We have been extolling the virtues of soundbars as a solution to the declining quality of flatscreen speakers for a long time – and suddenly there are so many of the things, it’s almost impossible to keep up with what’s what.
Given the new-found interest in them, it’s little wonder that even traditional hi-fi companies such as Wharfedale are keen to get a piece of this tasty pie.
But what is surprising, given its reputation for audio quality, is that Wharfedale’s first offering in this growing field is such an affordable one.
The only other £150 soundbars we’ve seen have been pretty poor – and surely even Wharfedale can’t produce something that sounds good for such little money?
Or can it? Perhaps in the future it will... because the Vista 100 gets a huge amount right. Unfortunately, it also gets one thing quite badly wrong.
The good news starts with the build. This isn’t the slimmest soundbar and could be an issue in terms of placement, but it is a nice-looking, 1m-wide unit.
Also, it’s more solid and feels more premium than you’d expect for this sort of money: with smart, matt-black styling and subtle silver bands, topped with touch-sensitive controls.
Behind the grilles are six drivers driven by a 60W amp, which Wharfedale claims is enough to create a muscular, room-filling sound. The claims are spot-on.
For a soundbar – let alone one costing just £150 – this makes a big noise, especially in one of the EQ modes, which apparently use Absolute 3D technology from a company called Sonic Emotion.
Use the ‘Movie’ mode while watching a film and – while you lose a bit of focus and clarity from voices – the weight is mighty impressive, as is the dispersion of sound.
Surround effects never truly envelop the listening position, but they push well into the room along the left and right sides of your soundfield.
Some will prefer turning the 3D mode off, especially for TV shows and the more dialogue-heavy movies out there. You still don’t lose depth or solidity here, but the narrower soundstage is more focused and a little bit clearer.
The problem is that the system tries a little too hard to be bassy, and when you feed it the really deep stuff it struggles.
You can watch a whole movie and hardly notice. Perhaps you will get the odd bit of blowing from the drivers during a particularly massive explosion, but that’s easily dismissed or ignored.

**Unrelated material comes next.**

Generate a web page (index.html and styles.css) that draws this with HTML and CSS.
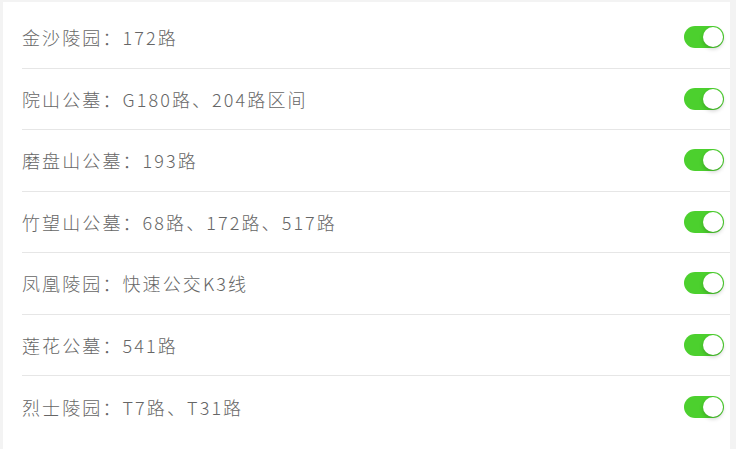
FILE: index.html
```html
<!DOCTYPE html>
<html lang="zh">
<head>
<meta charset="utf-8">
<link rel="stylesheet" href="styles.css">
</head>
<body>
<div class="card">
  <div class="row"><span class="label">金沙陵园：172路</span><span class="switch"><span class="knob"></span></span></div>
  <div class="row"><span class="label">院山公墓：G180路、204路区间</span><span class="switch"><span class="knob"></span></span></div>
  <div class="row"><span class="label">磨盘山公墓：193路</span><span class="switch"><span class="knob"></span></span></div>
  <div class="row"><span class="label">竹望山公墓：68路、172路、517路</span><span class="switch"><span class="knob"></span></span></div>
  <div class="row"><span class="label">凤凰陵园：快速公交K3线</span><span class="switch"><span class="knob"></span></span></div>
  <div class="row"><span class="label">莲花公墓：541路</span><span class="switch"><span class="knob"></span></span></div>
  <div class="row"><span class="label">烈士陵园：T7路、T31路</span><span class="switch"><span class="knob"></span></span></div>
</div>
</body>
</html>
```
FILE: styles.css
```css
html, body {
  margin: 0;
  padding: 0;
  background: #f3f3f3;
  height: 100%;
  overflow: hidden;
}
body {
  padding-top: 2px;
  box-sizing: border-box;
}
.card {
  margin: 0 6px 0 3px;
  background: #ffffff;
  padding-top: 5px;
  height: 100%;
  box-sizing: border-box;
}
.row {
  margin-left: 19px;
  height: 61.5px;
  box-sizing: border-box;
  border-bottom: 1px solid #e6e6e6;
  display: flex;
  align-items: center;
  justify-content: space-between;
  padding-right: 6px;
}
.row:last-child {
  border-bottom: none;
}
.label {
  font-family: "Noto Sans CJK SC", "Noto Sans", sans-serif;
  font-size: 18px;
  font-weight: 300;
  color: #666666;
  letter-spacing: 2.1px;
}
.switch {
  width: 40px;
  height: 22px;
  border-radius: 11px;
  background: #4cd02e;
  display: flex;
  align-items: center;
  justify-content: flex-end;
  padding: 0 1px;
  box-sizing: border-box;
}
.knob {
  width: 20px;
  height: 20px;
  border-radius: 50%;
  background: #ffffff;
  box-shadow: 0 2px 4px rgba(0,0,0,0.2);
}
```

If your music collection is relatively tame, it’s also entirely possible that you will never encounter an issue. But play something properly bassy and you’re in for a shock.
SBTRKT’s debut, eponymous album makes us worry: tracks such as Trials of the Past have so much distortion and audible vibration that we were convinced the unit was faulty. A replacement unit proved it was not.
You can turn the bass level down using the bundled remote, but while that reduces the amount of bass it doesn’t improve the quality of it, and that means the issue is still clearly audible.
Essentially it rules out a big section of music that you might want to listen to. And while a soundbar might be considered by many to be geared more towards movies and TV shows than music, there’s also an expectation that these are do-it-all devices – and that makes the problem impossible to ignore and hard to forgive.
It’s a great shame because on first listen we were convinced that the Vista 100 was head-and-shoulders above its similarly priced rivals.
We suspect that with some tweaking Wharfedale could still pull that off, but we can’t recommend the Vista 100 as it is, without this one major caveat.
You should look elsewhere for your soundbar.